## [EXERCISE PROMPT]
Below is some material; transcribe all of it exactly.

## [GIVEN DATA]
########################################

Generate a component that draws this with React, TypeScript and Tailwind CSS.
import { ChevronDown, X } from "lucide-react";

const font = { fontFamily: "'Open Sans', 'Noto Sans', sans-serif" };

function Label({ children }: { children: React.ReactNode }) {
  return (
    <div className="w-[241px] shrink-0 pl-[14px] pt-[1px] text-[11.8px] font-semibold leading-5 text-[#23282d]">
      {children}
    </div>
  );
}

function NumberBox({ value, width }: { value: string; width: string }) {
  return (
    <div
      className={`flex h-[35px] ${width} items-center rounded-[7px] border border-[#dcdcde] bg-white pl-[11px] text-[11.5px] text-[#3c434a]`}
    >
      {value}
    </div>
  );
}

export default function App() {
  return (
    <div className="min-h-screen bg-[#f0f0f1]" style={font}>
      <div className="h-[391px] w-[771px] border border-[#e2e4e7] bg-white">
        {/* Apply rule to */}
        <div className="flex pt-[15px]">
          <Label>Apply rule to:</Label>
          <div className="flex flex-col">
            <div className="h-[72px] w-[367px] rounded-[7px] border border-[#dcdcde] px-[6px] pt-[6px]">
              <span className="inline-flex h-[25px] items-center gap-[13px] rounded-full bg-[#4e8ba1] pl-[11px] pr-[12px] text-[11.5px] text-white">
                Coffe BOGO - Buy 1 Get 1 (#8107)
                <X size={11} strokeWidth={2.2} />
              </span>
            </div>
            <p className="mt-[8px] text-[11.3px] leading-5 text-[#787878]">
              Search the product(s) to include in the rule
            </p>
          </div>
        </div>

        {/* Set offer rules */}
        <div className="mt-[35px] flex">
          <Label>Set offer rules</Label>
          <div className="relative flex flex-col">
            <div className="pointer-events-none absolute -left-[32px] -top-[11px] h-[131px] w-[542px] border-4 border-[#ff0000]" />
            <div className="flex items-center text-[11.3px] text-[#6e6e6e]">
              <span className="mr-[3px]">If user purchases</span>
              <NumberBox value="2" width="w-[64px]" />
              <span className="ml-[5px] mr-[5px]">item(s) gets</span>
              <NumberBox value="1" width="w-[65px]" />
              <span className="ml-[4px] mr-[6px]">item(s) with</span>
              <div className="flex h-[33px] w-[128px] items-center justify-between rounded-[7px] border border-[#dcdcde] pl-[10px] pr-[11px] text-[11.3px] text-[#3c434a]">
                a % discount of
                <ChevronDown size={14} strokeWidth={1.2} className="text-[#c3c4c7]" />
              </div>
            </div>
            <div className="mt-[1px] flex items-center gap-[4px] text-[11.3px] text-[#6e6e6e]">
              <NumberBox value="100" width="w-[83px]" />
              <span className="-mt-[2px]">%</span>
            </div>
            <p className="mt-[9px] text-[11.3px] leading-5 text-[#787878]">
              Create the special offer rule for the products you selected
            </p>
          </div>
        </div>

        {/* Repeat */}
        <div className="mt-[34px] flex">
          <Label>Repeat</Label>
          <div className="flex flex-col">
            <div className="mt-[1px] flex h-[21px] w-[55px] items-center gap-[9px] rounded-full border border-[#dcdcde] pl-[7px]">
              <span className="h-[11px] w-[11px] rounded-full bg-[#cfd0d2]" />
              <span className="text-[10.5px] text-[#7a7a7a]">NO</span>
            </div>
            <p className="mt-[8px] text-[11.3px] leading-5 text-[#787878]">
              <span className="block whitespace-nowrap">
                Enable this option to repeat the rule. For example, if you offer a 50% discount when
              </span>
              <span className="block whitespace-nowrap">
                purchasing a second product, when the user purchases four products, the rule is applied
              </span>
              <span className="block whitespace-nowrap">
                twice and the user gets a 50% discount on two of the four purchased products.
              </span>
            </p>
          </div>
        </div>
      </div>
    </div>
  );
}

########################################

## [FINISHED EXERCISE]
Generate a component that draws this with React, TypeScript and Tailwind CSS.
import { ChevronDown, X } from "lucide-react";

const font = { fontFamily: "'Open Sans', 'Noto Sans', sans-serif" };

function Label({ children }: { children: React.ReactNode }) {
  return (
    <div className="w-[241px] shrink-0 pl-[14px] pt-[1px] text-[11.8px] font-semibold leading-5 text-[#23282d]">
      {children}
    </div>
  );
}

function NumberBox({ value, width }: { value: string; width: string }) {
  return (
    <div
      className={`flex h-[35px] ${width} items-center rounded-[7px] border border-[#dcdcde] bg-white pl-[11px] text-[11.5px] text-[#3c434a]`}
    >
      {value}
    </div>
  );
}

export default function App() {
  return (
    <div className="min-h-screen bg-[#f0f0f1]" style={font}>
      <div className="h-[391px] w-[771px] border border-[#e2e4e7] bg-white">
        {/* Apply rule to */}
        <div className="flex pt-[15px]">
          <Label>Apply rule to:</Label>
          <div className="flex flex-col">
            <div className="h-[72px] w-[367px] rounded-[7px] border border-[#dcdcde] px-[6px] pt-[6px]">
              <span className="inline-flex h-[25px] items-center gap-[13px] rounded-full bg-[#4e8ba1] pl-[11px] pr-[12px] text-[11.5px] text-white">
                Coffe BOGO - Buy 1 Get 1 (#8107)
                <X size={11} strokeWidth={2.2} />
              </span>
            </div>
            <p className="mt-[8px] text-[11.3px] leading-5 text-[#787878]">
              Search the product(s) to include in the rule
            </p>
          </div>
        </div>

        {/* Set offer rules */}
        <div className="mt-[35px] flex">
          <Label>Set offer rules</Label>
          <div className="relative flex flex-col">
            <div className="pointer-events-none absolute -left-[32px] -top-[11px] h-[131px] w-[542px] border-4 border-[#ff0000]" />
            <div className="flex items-center text-[11.3px] text-[#6e6e6e]">
              <span className="mr-[3px]">If user purchases</span>
              <NumberBox value="2" width="w-[64px]" />
              <span className="ml-[5px] mr-[5px]">item(s) gets</span>
              <NumberBox value="1" width="w-[65px]" />
              <span className="ml-[4px] mr-[6px]">item(s) with</span>
              <div className="flex h-[33px] w-[128px] items-center justify-between rounded-[7px] border border-[#dcdcde] pl-[10px] pr-[11px] text-[11.3px] text-[#3c434a]">
                a % discount of
                <ChevronDown size={14} strokeWidth={1.2} className="text-[#c3c4c7]" />
              </div>
            </div>
            <div className="mt-[1px] flex items-center gap-[4px] text-[11.3px] text-[#6e6e6e]">
              <NumberBox value="100" width="w-[83px]" />
              <span className="-mt-[2px]">%</span>
            </div>
            <p className="mt-[9px] text-[11.3px] leading-5 text-[#787878]">
              Create the special offer rule for the products you selected
            </p>
          </div>
        </div>

        {/* Repeat */}
        <div className="mt-[34px] flex">
          <Label>Repeat</Label>
          <div className="flex flex-col">
            <div className="mt-[1px] flex h-[21px] w-[55px] items-center gap-[9px] rounded-full border border-[#dcdcde] pl-[7px]">
              <span className="h-[11px] w-[11px] rounded-full bg-[#cfd0d2]" />
              <span className="text-[10.5px] text-[#7a7a7a]">NO</span>
            </div>
            <p className="mt-[8px] text-[11.3px] leading-5 text-[#787878]">
              <span className="block whitespace-nowrap">
                Enable this option to repeat the rule. For example, if you offer a 50% discount when
              </span>
              <span className="block whitespace-nowrap">
                purchasing a second product, when the user purchases four products, the rule is applied
              </span>
              <span className="block whitespace-nowrap">
                twice and the user gets a 50% discount on two of the four purchased products.
              </span>
            </p>
          </div>
        </div>
      </div>
    </div>
  );
}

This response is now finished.